┌─ DATA ROWS
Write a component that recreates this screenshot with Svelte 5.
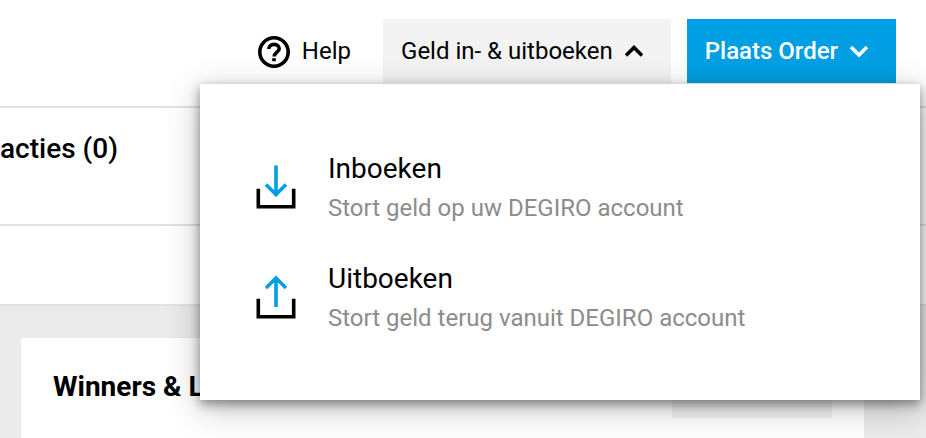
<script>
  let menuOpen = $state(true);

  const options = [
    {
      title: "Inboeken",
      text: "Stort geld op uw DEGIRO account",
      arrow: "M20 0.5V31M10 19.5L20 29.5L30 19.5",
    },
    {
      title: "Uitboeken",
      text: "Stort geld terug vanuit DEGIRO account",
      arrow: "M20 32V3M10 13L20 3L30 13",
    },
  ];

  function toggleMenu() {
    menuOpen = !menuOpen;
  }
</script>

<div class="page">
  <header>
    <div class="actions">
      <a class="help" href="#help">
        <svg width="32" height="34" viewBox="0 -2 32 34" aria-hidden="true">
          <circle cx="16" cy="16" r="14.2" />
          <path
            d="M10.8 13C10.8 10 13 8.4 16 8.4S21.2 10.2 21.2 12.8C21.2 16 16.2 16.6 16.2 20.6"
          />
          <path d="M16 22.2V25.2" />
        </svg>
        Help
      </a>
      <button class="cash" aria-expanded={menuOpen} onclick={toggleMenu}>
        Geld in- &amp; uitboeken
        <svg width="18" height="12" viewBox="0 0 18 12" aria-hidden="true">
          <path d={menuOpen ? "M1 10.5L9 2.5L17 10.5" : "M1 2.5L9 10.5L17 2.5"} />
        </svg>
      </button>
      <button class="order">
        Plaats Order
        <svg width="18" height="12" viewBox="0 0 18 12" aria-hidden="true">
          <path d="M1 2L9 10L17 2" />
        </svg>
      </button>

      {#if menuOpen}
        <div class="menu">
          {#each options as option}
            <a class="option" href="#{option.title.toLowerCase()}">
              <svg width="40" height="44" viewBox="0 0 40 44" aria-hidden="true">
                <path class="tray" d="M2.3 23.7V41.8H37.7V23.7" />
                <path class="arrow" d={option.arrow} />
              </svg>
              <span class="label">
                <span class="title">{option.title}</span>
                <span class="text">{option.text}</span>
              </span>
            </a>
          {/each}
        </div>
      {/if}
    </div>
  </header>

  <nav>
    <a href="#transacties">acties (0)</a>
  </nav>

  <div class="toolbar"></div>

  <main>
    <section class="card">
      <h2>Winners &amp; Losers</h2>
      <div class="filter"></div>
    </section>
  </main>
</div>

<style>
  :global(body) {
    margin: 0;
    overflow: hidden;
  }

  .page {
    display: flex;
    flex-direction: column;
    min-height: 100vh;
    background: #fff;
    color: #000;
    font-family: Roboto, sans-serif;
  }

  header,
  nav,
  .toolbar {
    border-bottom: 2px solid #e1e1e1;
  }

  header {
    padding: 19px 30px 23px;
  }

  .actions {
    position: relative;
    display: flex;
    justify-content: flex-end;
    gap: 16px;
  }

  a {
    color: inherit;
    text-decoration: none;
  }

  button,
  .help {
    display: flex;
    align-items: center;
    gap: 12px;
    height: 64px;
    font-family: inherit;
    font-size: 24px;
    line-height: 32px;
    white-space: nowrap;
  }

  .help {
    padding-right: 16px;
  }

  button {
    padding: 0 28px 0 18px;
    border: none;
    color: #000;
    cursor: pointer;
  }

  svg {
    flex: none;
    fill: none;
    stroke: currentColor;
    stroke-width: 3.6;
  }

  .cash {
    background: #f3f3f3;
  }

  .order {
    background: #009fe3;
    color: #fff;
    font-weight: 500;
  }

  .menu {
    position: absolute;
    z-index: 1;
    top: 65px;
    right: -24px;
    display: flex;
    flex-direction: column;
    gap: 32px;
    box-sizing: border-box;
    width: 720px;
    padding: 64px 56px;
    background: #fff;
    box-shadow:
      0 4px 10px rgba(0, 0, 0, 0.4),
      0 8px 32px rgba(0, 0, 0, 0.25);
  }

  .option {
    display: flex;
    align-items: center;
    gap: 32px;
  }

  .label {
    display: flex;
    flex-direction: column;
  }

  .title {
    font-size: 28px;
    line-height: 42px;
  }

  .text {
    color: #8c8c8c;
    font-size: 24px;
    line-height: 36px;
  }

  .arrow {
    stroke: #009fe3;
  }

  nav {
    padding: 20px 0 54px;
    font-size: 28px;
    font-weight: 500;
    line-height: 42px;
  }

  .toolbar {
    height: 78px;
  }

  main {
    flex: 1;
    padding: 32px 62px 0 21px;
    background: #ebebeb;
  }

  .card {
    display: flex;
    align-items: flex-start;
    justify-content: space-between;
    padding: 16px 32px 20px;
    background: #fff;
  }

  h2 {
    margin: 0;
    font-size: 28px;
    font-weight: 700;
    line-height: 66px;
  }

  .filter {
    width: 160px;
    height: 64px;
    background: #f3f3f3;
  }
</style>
└─
┌─ DATA ROWS
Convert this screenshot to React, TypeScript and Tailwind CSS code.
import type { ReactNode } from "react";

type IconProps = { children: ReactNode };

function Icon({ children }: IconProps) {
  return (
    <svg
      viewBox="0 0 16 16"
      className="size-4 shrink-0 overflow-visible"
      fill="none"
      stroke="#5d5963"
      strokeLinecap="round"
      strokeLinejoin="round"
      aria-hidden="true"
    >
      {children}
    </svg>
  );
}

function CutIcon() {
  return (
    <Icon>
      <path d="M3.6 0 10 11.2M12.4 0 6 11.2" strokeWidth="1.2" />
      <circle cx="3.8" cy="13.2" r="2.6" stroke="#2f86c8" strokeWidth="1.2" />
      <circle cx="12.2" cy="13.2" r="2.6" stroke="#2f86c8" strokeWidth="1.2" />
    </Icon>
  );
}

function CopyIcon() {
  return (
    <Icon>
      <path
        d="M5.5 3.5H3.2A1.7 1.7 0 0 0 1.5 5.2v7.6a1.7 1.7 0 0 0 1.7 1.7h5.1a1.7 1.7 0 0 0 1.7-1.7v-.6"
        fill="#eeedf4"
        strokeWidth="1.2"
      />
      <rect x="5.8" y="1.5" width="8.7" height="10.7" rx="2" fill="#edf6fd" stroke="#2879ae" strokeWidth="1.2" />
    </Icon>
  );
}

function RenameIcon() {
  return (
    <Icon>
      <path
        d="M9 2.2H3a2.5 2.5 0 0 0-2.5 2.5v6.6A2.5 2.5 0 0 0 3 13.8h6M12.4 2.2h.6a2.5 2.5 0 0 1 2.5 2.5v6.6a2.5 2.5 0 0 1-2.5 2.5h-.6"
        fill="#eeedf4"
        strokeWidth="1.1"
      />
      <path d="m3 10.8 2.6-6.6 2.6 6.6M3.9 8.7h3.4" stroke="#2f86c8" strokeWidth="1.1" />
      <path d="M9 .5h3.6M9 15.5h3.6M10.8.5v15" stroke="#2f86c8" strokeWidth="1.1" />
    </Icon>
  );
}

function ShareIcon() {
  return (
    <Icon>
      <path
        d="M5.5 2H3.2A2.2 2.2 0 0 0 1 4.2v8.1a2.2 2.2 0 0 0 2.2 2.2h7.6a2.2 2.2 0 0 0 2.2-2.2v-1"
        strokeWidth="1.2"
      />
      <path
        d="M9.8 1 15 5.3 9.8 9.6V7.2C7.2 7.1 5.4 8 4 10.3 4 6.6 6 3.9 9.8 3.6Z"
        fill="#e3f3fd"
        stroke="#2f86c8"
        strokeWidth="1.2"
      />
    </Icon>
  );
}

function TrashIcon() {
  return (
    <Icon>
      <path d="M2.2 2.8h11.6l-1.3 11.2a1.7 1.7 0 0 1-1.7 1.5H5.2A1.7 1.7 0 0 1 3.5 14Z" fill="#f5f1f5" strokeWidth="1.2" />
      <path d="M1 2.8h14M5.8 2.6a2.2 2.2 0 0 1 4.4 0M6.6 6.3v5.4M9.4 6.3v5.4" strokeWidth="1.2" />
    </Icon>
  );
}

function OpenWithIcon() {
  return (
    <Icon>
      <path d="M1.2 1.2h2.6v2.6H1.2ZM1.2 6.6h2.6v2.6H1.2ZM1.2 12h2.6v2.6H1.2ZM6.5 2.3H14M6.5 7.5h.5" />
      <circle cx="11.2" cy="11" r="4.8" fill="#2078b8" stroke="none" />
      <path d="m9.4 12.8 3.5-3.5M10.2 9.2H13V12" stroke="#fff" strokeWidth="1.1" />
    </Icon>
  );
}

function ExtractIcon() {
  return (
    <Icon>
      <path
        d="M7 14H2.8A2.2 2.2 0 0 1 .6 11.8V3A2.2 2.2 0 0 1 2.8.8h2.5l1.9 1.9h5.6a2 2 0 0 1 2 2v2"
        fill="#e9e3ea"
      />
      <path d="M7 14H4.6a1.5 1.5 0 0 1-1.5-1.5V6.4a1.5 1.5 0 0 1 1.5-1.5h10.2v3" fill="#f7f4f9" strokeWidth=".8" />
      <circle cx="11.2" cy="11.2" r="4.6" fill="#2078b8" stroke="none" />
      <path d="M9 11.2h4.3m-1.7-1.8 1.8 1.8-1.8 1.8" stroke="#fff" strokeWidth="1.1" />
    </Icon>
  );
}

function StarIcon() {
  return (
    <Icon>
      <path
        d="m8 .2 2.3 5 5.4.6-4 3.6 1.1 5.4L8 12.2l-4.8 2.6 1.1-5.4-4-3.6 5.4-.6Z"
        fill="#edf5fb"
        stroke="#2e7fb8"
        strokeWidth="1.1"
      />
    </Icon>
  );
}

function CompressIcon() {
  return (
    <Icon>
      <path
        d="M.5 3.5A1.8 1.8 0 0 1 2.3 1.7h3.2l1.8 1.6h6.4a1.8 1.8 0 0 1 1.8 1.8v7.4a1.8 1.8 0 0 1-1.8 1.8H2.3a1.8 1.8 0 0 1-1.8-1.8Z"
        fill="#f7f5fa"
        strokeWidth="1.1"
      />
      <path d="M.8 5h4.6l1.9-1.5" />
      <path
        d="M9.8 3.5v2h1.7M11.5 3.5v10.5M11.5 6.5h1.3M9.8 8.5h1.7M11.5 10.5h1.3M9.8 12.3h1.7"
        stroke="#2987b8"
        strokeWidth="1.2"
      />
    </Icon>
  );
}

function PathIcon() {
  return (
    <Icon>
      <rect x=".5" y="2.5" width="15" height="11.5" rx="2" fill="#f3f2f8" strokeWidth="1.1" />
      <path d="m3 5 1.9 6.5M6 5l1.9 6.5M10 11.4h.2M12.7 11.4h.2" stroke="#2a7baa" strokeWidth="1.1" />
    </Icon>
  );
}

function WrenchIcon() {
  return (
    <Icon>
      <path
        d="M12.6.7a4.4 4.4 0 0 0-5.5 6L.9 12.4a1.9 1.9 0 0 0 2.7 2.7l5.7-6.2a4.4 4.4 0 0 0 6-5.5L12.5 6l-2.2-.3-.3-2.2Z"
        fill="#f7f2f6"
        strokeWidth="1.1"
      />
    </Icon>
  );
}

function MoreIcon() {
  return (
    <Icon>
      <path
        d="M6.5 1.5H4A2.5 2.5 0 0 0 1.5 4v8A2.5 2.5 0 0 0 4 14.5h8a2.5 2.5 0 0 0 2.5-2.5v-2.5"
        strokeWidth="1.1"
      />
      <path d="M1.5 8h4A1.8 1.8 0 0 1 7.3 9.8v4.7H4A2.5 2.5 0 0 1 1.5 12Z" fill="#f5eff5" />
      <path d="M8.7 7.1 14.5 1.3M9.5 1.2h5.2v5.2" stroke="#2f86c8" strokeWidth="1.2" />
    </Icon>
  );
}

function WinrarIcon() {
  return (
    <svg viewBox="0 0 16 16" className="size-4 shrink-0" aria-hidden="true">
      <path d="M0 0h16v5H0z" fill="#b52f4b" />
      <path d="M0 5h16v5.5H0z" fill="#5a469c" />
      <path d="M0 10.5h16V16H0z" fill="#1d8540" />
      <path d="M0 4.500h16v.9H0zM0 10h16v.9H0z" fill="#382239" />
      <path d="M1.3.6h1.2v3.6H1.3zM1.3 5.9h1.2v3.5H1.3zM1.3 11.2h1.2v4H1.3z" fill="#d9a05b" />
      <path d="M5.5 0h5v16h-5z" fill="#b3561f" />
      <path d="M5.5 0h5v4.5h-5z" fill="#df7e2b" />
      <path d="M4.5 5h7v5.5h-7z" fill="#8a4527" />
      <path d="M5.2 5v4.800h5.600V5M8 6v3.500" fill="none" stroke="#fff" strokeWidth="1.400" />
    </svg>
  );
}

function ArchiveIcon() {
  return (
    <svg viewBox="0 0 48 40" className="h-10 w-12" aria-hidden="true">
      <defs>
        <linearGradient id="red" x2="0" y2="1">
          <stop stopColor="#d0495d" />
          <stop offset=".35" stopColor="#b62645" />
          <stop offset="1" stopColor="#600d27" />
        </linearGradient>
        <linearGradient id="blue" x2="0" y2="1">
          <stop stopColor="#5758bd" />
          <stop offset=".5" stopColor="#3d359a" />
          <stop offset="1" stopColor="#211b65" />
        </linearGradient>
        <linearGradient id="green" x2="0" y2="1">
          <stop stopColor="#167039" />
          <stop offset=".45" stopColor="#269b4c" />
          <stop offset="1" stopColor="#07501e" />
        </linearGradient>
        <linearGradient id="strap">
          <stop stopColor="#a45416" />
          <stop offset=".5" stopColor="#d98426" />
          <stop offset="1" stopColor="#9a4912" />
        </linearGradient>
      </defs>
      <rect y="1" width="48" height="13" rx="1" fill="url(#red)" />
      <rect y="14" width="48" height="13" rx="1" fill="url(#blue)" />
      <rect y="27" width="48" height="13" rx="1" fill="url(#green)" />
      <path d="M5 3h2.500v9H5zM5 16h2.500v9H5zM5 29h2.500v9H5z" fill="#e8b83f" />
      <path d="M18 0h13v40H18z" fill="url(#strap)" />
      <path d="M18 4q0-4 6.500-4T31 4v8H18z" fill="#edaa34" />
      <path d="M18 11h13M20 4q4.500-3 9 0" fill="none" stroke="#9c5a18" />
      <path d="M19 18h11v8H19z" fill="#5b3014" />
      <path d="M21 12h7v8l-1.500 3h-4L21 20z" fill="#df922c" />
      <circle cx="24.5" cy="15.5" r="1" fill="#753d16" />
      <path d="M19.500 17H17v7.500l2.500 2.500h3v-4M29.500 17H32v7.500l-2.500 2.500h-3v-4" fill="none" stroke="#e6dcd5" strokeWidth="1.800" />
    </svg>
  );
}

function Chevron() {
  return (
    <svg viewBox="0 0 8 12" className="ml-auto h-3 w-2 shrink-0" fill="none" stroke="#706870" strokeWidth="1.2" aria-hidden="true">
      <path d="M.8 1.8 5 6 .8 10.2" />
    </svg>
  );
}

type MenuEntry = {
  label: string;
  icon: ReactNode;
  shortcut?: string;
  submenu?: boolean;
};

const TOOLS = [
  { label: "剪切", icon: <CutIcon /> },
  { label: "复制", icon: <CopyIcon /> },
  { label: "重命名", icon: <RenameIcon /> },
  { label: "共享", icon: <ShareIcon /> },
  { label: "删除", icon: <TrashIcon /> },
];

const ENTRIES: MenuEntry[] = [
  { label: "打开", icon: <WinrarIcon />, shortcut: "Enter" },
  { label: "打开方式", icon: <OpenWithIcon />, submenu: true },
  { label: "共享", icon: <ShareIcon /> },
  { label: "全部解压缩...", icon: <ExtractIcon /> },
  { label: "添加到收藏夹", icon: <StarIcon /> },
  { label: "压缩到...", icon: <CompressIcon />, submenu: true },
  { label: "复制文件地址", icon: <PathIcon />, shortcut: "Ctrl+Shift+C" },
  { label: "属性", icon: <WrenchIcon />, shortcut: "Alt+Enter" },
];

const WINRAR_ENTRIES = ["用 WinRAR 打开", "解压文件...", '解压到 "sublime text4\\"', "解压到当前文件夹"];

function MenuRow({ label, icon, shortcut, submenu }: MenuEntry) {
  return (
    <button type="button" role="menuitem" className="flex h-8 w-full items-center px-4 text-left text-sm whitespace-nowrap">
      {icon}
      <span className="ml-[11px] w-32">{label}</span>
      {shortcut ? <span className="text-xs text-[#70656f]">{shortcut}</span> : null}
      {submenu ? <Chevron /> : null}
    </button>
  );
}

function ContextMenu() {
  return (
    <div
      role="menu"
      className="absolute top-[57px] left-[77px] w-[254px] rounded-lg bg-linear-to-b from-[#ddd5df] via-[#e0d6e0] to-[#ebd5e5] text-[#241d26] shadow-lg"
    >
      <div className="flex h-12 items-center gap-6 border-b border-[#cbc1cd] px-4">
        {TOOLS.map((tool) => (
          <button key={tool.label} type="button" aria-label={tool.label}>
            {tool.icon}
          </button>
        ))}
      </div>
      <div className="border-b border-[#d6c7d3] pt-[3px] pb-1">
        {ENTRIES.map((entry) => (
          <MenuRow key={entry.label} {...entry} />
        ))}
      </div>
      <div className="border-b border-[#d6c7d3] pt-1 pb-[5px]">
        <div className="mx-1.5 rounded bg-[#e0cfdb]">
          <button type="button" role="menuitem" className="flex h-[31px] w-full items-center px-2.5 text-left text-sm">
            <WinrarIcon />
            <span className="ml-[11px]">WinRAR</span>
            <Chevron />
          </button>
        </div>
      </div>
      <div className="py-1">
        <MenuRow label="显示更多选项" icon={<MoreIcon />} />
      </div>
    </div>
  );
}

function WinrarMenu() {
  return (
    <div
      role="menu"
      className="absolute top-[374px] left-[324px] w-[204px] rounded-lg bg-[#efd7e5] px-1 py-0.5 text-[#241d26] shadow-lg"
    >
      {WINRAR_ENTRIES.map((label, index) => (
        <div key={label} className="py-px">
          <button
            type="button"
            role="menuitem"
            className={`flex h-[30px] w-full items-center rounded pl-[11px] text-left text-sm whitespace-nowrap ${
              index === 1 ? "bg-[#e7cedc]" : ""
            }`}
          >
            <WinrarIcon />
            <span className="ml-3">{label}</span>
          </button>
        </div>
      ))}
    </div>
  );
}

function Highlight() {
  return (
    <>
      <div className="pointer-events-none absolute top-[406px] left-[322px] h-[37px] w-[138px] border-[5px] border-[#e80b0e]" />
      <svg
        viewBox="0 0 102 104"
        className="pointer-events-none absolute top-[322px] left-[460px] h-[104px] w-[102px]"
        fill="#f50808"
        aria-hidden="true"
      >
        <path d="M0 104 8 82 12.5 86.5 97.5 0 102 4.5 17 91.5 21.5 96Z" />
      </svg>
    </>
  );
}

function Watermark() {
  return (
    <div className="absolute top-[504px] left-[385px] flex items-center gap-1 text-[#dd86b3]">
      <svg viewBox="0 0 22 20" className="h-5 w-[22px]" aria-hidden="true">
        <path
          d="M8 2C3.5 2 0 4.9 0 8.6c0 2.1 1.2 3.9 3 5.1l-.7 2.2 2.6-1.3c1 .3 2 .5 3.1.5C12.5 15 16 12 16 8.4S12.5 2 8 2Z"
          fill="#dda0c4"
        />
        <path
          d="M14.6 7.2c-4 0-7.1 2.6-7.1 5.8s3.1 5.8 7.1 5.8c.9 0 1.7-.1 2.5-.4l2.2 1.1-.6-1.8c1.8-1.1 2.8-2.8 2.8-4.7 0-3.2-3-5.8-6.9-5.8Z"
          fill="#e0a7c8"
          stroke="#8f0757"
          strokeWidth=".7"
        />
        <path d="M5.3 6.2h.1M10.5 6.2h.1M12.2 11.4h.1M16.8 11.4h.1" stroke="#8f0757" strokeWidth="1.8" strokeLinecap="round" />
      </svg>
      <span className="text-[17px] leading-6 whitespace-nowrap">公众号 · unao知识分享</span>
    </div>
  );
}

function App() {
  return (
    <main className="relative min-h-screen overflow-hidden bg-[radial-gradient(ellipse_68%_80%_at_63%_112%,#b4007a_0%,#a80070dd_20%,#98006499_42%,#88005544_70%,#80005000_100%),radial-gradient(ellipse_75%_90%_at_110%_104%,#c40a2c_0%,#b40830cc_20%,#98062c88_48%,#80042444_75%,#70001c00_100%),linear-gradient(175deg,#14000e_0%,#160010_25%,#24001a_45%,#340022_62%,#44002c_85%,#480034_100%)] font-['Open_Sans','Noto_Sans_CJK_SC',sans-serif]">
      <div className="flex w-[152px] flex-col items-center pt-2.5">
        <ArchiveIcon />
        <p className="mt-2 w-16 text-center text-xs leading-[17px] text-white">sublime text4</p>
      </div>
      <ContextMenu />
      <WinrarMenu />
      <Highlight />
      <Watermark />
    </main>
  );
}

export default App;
└─
### TASK DIRECTIONS
From the records above, copy only the lines running from the line containing "Write a component" to the line containing "let menuOpen = $state(true);", both ends included. Leave the pictures out.

### FINISHED TASK
Write a component that recreates this screenshot with Svelte 5.
<script>
  let menuOpen = $state(true);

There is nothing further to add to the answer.